This book is designed for Christians who have left their churches behind, disappointed in their religious leaders and their institutions. Author Matthias Roberts is one of them — having grown up in a rigid form of Christianity (including homeschool and a Christian college) and left it behind. His analysis is informed by his training as a psychotherapist who's an expert in trauma and recovery.

Like any good therapist, Roberts encourages his clients (or readers) to work through their problems, talk about their experiences, and find constructive ways, only if they desire, to return to a healthy, life-giving faith.

All the ways that churches and church leaders have failed Christians in recent decades are chronicled clearly and fairly here. Roberts explains early on that “reading this book may hurt” because “pain is often part of the process of healing.”

Roberts’ answers for “holy runaway” Christians or former Christians are not necessarily to find a progressive or liberal God and congregation to replace the conservative ones. In fact, Roberts’ answers are often tentative, and purposefully so — like a good therapist.

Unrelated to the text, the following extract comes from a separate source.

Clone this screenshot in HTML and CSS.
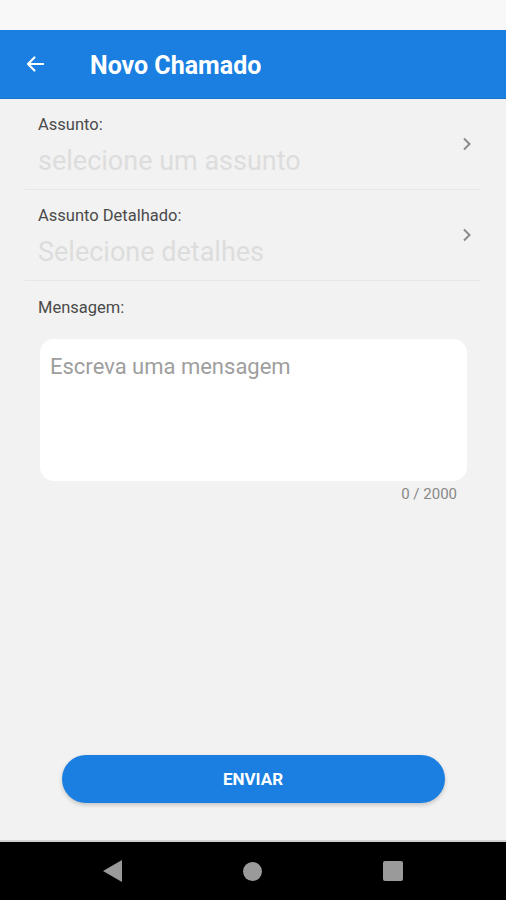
FILE: index.html
```html
<!DOCTYPE html>
<html lang="pt">
<head>
    <meta charset="UTF-8">
    <meta name="viewport" content="width=device-width, initial-scale=1.0">
    <title>Novo Chamado</title>
    <link rel="stylesheet" href="styles.css">
</head>
<body>
    <div class="phone">
        <div class="status-bar"></div>

        <header class="app-bar">
            <svg class="back" width="26" height="26" viewBox="0 0 24 24">
                <path d="M19.5 12H5.5M11.5 6l-6 6 6 6" fill="none" stroke="#fff" stroke-width="2" stroke-linecap="round" stroke-linejoin="round"/>
            </svg>
            <h1>Novo Chamado</h1>
        </header>

        <main class="content">
            <div class="field">
                <div class="field-text">
                    <label>Assunto:</label>
                    <div class="placeholder">selecione um assunto</div>
                </div>
                <svg class="chevron" width="12" height="16" viewBox="0 0 12 16">
                    <path d="M3 2.5l5.5 5.5L3 13.5" fill="none" stroke="#8a8a8a" stroke-width="2"/>
                </svg>
            </div>

            <div class="field">
                <div class="field-text">
                    <label>Assunto Detalhado:</label>
                    <div class="placeholder">Selecione detalhes</div>
                </div>
                <svg class="chevron" width="12" height="16" viewBox="0 0 12 16">
                    <path d="M3 2.5l5.5 5.5L3 13.5" fill="none" stroke="#8a8a8a" stroke-width="2"/>
                </svg>
            </div>

            <div class="message">
                <label>Mensagem:</label>
                <textarea placeholder="Escreva uma mensagem" maxlength="2000"></textarea>
                <div class="counter">0 / 2000</div>
            </div>

            <div class="spacer"></div>

            <div class="button-container">
                <button type="button">ENVIAR</button>
            </div>
        </main>

        <nav class="nav-bar">
            <span class="nav-back"></span>
            <span class="nav-home"></span>
            <span class="nav-recent"></span>
        </nav>
    </div>
</body>
</html>
```

FILE: styles.css
```css
body {
    margin: 0;
    font-family: Roboto, "Liberation Sans", sans-serif;
    background-color: #f2f2f2;
}

.phone {
    width: 506px;
    height: 900px;
    display: flex;
    flex-direction: column;
}

.status-bar {
    height: 30px;
    background-color: #f8f8f8;
}

.app-bar {
    height: 68px;
    background-color: #1a7fe1;
    display: flex;
    align-items: center;
    border-bottom: 1px solid #1873cc;
}

.back {
    margin-left: 22px;
    margin-right: 42px;
}

.app-bar h1 {
    margin: 0;
    padding-top: 3px;
    color: #ffffff;
    font-size: 25px;
    font-weight: bold;
}

.content {
    flex: 1;
    display: flex;
    flex-direction: column;
    padding: 0 25px;
}

.field {
    display: flex;
    align-items: center;
    border-bottom: 1px solid #e6e6e6;
    height: 90px;
}

.field-text {
    flex: 1;
    align-self: flex-start;
    padding: 16px 0 0 13px;
}

.field label, .message label {
    display: block;
    font-size: 16.5px;
    color: #4a4a4a;
}

.placeholder {
    font-size: 27px;
    color: #dddddd;
    margin-top: 11px;
}

.chevron {
    margin-right: 8px;
}

.message {
    padding: 17px 13px 0;
}

textarea {
    display: block;
    box-sizing: border-box;
    width: 427px;
    height: 142px;
    margin: 22px 0 0 2px;
    padding: 15px 10px 10px;
    border: none;
    border-radius: 14px;
    background: #ffffff;
    resize: none;
    font-family: Roboto, "Liberation Sans", sans-serif;
    font-size: 22px;
    outline: none;
}

textarea::placeholder {
    color: #9e9e9e;
}

.counter {
    text-align: right;
    font-size: 15px;
    color: #888888;
    margin-top: 4px;
    margin-right: 11px;
}

.spacer {
    flex: 1;
}

.button-container {
    display: flex;
    justify-content: center;
    padding-bottom: 37px;
}

button {
    width: 383px;
    height: 48px;
    border: none;
    border-radius: 24px;
    background-color: #1a7fe1;
    color: #ffffff;
    font-family: Roboto, "Liberation Sans", sans-serif;
    font-size: 17px;
    font-weight: bold;
    box-shadow: 0 2px 4px rgba(0, 0, 0, 0.2);
    cursor: pointer;
}

.nav-bar {
    height: 58px;
    background-color: #000000;
    border-top: 2px solid #d0d0d0;
    display: flex;
    align-items: center;
    gap: 121px;
    padding-left: 103px;
}

.nav-back {
    width: 0;
    height: 0;
    border-top: 11px solid transparent;
    border-bottom: 11px solid transparent;
    border-right: 19px solid #9a9a9a;
}

.nav-home {
    width: 19px;
    height: 19px;
    border-radius: 50%;
    background-color: #9a9a9a;
}

.nav-recent {
    width: 20px;
    height: 20px;
    border-radius: 2px;
    background-color: #9a9a9a;
}
```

There are many prompts and suggestions offered with teachings and personal anecdotes. One of these late in the book goes like this: “I wonder what would happen if we gave up all that tethers us to old religious systems, churches, and harmful theology and just found a group of good friends.”

Most of all, Roberts suggests that for real healing and for creating a joy-filled, loving faith, it is necessary to stop creating a God in our image or in any image at all. After quoting theologians like James Alison and René Girard, Roberts encourages his readers “to live in a reality of love shaped by a God who looks more like no-God than a traditional religious figure” because “maybe faith is trusting that we are loved beyond all walls, beyond religion, and even beyond God.”

In this way, Holy Runaways is a book more about the practice of grace than faith.